State v. Nelson

592 P.2d 1267 | Ariz. | 1979

122 Ariz. 1 (1979)
592 P.2d 1267

STATE of Arizona, Appellee,
v.
Gregory Wayne NELSON, Appellant.

No. 4532.

Supreme Court of Arizona, En Banc.

March 29, 1979.

John A. LaSota, Jr., former Atty. Gen., Robert K. Corbin, Atty. Gen. by William J. Schafer III, and Barbara A. Jarrett, Asst. Attys. Gen., Phoenix, for appellee.

Ross P. Lee, Maricopa County Public Defender by Joel M. Glynn, Deputy Public Defender, Phoenix, for appellant.

HAYS, Justice.

This is an appeal by Gregory Wayne Nelson challenging the constitutionality of his sentencing hearing. We have jurisdiction pursuant to 17A A.R.S. Supreme Court Rules, rule 47(e)(5). We remand for resentencing.

Nelson executed a plea agreement in which he agreed to plead guilty to attempted rape in exchange for the state's stipulation that his maximum sentence would not exceed 10 years in prison. The plea was accepted by Judge Howard Thompson.

Thereafter an officer of the Adult Probation Department interviewed him and prepared a presentence report. The report indicated, inter alia, that Nelson blamed his actions on his intoxication at the time of the crime charged and that Nelson believed he should be put on probation. The report also noted that Nelson had been repeatedly involved in similar incidents and that psychologists who had examined him felt he was quite dangerous. The probation officer recommended the maximum sentence.

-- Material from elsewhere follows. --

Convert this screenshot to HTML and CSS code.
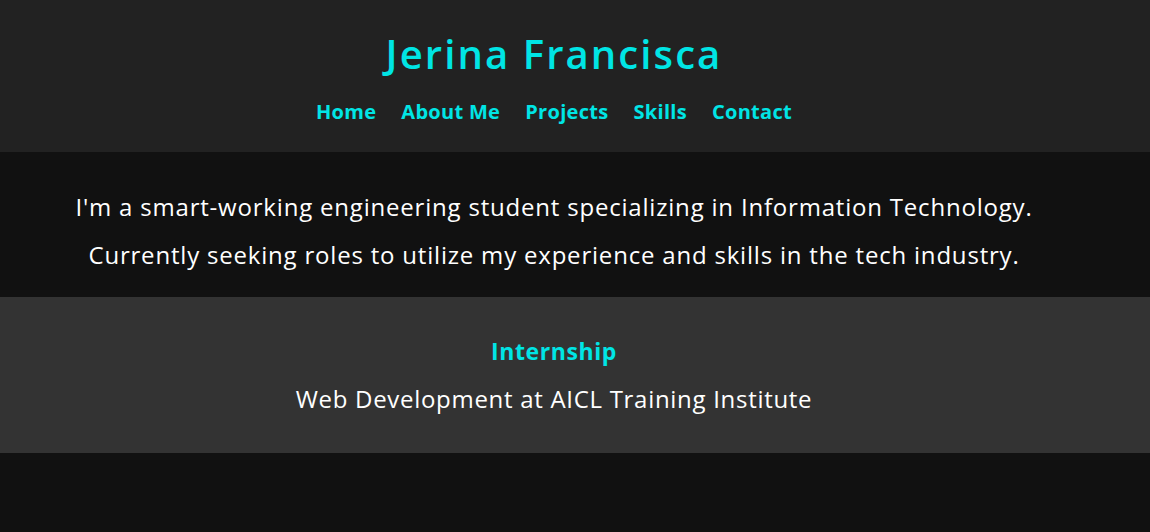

At the sentencing, Judge Harold D. Martin, taking Judge Thompson's place, asked Nelson if he had anything to say. Nelson made an extended statement seeking probation and alleging that he was intoxicated at the time of the crime.

After the statement and before sentencing, Judge Martin made the following comment:

I'm going to let you know this is Judge Thompson's case, I'm not judging one way or another, I'm going on what he has put down here and what the report of the Probation Department is. Outside of that I know nothing about the case.

Judge Martin then sentenced Nelson to eight to ten years in prison.

Nelson argues that the above comment clearly indicates that the court did not properly consider his statement in evaluating the propriety of the sentence to be imposed. Thus, he claims, he was denied his constitutional right to make a statement before sentencing — the right of allocution. We agree.

17 A.R.S. Rules of Criminal Procedure, rule 26.10(b)(1), provides that a defendant shall be given an opportunity to speak on his own behalf. We have repeatedly recognized that right. E.g., State v. Hopson, 112 Ariz. 497, 543 P.2d 1126 (1975); State v. Davis, 112 Ariz. 140, 539 P.2d 897 (1975).

*2 The obvious import of the rule is that the defendant be allowed to make a mitigating statement that is considered in determining his sentence. Judge Martin's declaration that he was not judging one way or another but going on what Judge Thompson had put down is a manifest denial of Nelson's right.

Moreover, the error is not made harmless simply because the substance of Nelson's statement was contained in the presentence report that Judge Martin had apparently considered. Nelson had the right to make a statement and have it considered by the judge before the sentence is decided upon and pronounced even if everything he says is already before the court.

Judgment of conviction is affirmed and the case is remanded for sentencing in conformance with this opinion.

CAMERON, C.J., STRUCKMEYER, V.C.J., and HOLOHAN and GORDON, JJ., concurring.